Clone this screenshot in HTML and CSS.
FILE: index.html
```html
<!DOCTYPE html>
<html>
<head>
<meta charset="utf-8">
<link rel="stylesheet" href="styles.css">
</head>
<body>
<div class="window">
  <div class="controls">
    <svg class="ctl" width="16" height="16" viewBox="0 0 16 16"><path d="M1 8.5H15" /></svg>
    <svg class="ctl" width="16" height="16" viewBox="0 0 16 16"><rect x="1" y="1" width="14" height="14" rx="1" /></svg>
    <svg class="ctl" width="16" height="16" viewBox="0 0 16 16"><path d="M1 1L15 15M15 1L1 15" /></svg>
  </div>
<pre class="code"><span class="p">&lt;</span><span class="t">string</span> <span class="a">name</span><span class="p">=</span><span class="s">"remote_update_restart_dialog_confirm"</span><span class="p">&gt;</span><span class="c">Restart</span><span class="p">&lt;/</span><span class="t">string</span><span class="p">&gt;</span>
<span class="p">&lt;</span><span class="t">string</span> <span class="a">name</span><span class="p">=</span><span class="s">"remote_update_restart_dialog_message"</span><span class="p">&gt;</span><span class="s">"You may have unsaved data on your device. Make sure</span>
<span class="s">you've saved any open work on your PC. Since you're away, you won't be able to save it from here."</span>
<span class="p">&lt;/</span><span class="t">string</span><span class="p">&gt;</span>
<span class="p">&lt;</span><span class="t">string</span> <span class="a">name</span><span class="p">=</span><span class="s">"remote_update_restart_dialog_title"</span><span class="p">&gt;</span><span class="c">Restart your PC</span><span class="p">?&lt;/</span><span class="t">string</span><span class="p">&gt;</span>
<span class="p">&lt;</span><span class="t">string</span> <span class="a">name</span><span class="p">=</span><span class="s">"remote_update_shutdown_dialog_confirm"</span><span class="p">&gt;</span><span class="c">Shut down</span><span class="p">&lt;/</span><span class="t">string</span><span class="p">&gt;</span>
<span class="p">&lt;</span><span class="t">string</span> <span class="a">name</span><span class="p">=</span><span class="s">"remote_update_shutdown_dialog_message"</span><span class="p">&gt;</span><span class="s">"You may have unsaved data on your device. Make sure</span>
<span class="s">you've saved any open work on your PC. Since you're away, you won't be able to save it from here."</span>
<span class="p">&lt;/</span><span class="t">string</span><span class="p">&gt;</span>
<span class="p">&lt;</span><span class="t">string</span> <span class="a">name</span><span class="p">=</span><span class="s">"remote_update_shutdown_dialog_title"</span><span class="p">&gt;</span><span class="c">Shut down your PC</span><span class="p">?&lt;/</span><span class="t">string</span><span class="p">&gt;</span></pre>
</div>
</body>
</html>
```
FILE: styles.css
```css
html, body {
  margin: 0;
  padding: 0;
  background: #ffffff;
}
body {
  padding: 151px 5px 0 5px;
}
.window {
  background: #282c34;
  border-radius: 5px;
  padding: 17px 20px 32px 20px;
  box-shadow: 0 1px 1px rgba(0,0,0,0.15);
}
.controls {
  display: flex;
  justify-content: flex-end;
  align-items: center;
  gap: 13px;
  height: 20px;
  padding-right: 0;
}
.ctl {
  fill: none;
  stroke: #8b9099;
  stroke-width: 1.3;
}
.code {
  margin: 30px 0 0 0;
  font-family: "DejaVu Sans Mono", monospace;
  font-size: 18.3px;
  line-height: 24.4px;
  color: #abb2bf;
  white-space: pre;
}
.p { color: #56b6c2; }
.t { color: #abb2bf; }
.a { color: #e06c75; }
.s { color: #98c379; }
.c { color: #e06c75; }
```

□ □ □ □

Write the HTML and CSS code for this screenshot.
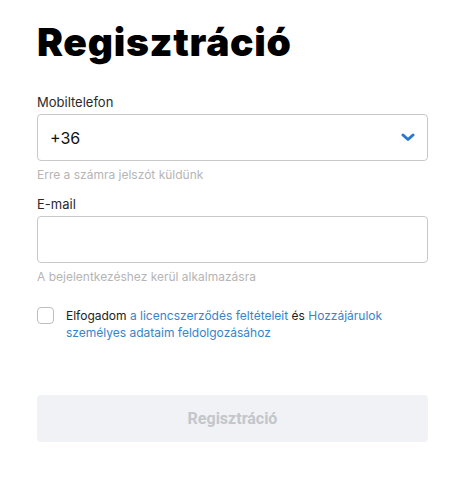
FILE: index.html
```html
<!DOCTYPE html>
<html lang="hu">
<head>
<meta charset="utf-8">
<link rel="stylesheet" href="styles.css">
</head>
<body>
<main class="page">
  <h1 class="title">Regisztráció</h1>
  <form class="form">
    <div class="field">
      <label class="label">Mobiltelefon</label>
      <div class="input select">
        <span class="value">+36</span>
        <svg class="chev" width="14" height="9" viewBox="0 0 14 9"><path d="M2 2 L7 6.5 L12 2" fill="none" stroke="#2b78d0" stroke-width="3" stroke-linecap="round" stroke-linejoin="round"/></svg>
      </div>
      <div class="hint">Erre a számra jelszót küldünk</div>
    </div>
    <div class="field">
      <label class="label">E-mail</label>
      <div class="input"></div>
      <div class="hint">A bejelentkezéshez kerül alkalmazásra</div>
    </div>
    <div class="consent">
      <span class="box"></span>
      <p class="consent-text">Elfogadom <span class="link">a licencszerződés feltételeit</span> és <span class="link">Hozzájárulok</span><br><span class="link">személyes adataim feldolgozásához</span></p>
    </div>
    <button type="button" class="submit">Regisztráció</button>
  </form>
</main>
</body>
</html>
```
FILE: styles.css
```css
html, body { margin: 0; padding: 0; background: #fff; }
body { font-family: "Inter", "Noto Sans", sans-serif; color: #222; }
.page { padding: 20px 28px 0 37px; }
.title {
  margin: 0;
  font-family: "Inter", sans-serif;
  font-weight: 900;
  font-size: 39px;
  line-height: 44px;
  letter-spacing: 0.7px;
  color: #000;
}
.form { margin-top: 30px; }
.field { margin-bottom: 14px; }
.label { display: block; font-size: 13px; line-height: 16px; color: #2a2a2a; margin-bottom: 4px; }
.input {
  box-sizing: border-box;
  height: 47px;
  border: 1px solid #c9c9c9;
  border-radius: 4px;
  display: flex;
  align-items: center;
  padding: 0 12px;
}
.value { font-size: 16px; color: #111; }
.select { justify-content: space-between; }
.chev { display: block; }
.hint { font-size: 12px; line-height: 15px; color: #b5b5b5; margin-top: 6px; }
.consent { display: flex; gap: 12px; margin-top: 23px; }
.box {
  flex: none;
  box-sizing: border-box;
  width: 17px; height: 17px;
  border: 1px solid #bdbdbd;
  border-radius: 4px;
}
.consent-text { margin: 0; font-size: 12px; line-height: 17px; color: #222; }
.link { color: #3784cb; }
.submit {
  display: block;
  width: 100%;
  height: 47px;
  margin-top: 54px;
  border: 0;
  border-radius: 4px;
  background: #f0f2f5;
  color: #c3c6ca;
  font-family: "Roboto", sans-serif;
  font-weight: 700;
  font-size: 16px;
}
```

□ □ □ □

* Required work *
Find every line that includes the string "code". Report how many there are and nothing else.

* Full solution *
3